13 Temmuz 2015

,

Oxi İsyanı


Yunanistan’daki kamu sektörü sendikaları federasyonu ADEDY, Çarşamba günü için bir genel grev çağrısı yaptı.

Üçüncü Memorandum’a karşı grev yarın resmen ilân edilecek. Ancak tüm kamu sektörü sendikalarındaki eylemciler iş durdurma eylemleri için örgütleme çalışmalarına bu öğleden sonra başladılar bile.

Özel sektör, üniversiteler ve okullar vb. gibi diğer sektörlerdeki eylemciler de hangi eylemin gerçekleştirileceğine inanıyorlarsa onun için ajitasyon faaliyetleri yürütüyorlar.

Parlamento, Çarşamba günü gece yarısı yeni memorandumu kabul etmek zorunda.

Eğer milletvekilleri yarın oy kullanırlarsa, o vakit grev yarına alınacak. Sol devrimci harekete mensup militanlar “aktif bir grev” için bastırıyorlar. Evde kalmayıp sokaklarda kitlesel gösteriler düzenlenmesini istiyorlar.

Angela Merkel, Yunan hükümeti teslim olmasına karşın baskılarına artırarak devam ediyor. Merkel, memorandumun uygulanmasına dönük hamlelerin izlenmesi sürecinin sert geçeceğini ve bu adımların derhal atılması gerektiğini söyledi.

Alman medya kaynaklarının geçtikleri haberlere göre, Merkel bu hükümetin memorandumu meclisten geçirip geçirmeyeceğinden ve uygulamaya koyup koyamayacağından pek emin değil.

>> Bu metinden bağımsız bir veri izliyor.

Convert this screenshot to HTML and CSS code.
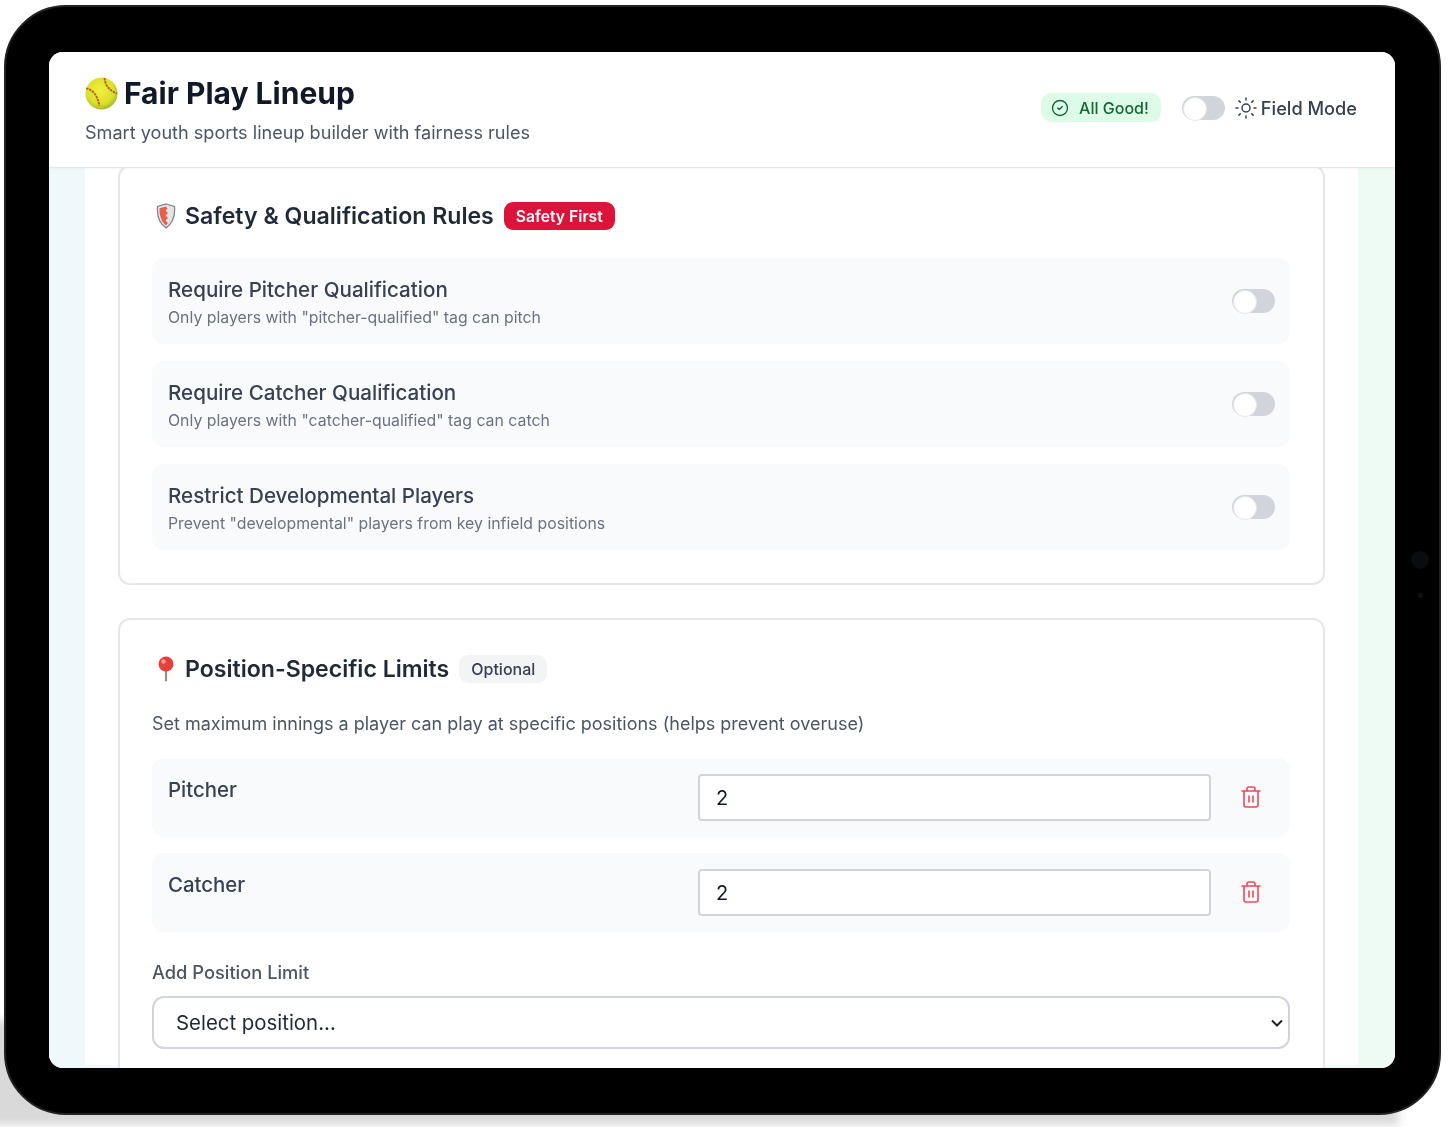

Kavga şimdi başlıyor. Bitmiş değil. Biten, bunca zamandır yapılan gölge boksu.

Yunan hükümeti mafyatik avro bölgesinden kopmak yerine teslim olmayı tercih edebilir.

Sonrasında tasarruf tedbirleri dayatılacaktır. Yunan halkına karşı girişilen “Temmuz darbesi”[*] farklı bir kopuşun riskini taşıyor. Bu kopuş, Yunanistan işçi sınıfı ile hiç olmaması gereken o güçler arasında gerçekleşecek.

Brüksel görüşmeleri hiçbir şeyi çözmedi. Görüşmeler ilk hamlede tuz buz oldu ve Avrupa’nın o kapitalist kurumlarını ciddi biçimde zayıflattı.

Oxi isyanını yaratan kudret Brüksel’de yoktu ama hayaleti oralarda dolaştı.

Bu kudret, bağrında dövüşen, bağımsız radikal sol politik unsurlar barındıran Yunan işçi sınıfıdır.

Direnen Yunanistan ile dayanışmaya. Tek bir geri adım atılmamalı!

Kevin Ovenden
13 Temmuz 2015
Atina
Kaynak

[*] Bu çokluğun (askerî darbeye karşı çıkan) halka dayalı iradesine karşı son girişilen parlamento darbesi, elli yıl önce bu hafta içerisinde gerçekleşmişti: Temmuz 1965. Bu tarih, Yunanistan’daki iç savaş sonrası kurulan nizamın sonunun başlangıcını ifade etmektedir. İlgili dönem 1974’te diktatörlüğün devrilişi ile nihayet sona ermiştir. O tarihten itibaren ülkede açık bir güç olarak modern radikal solun yükselişi başlamıştır.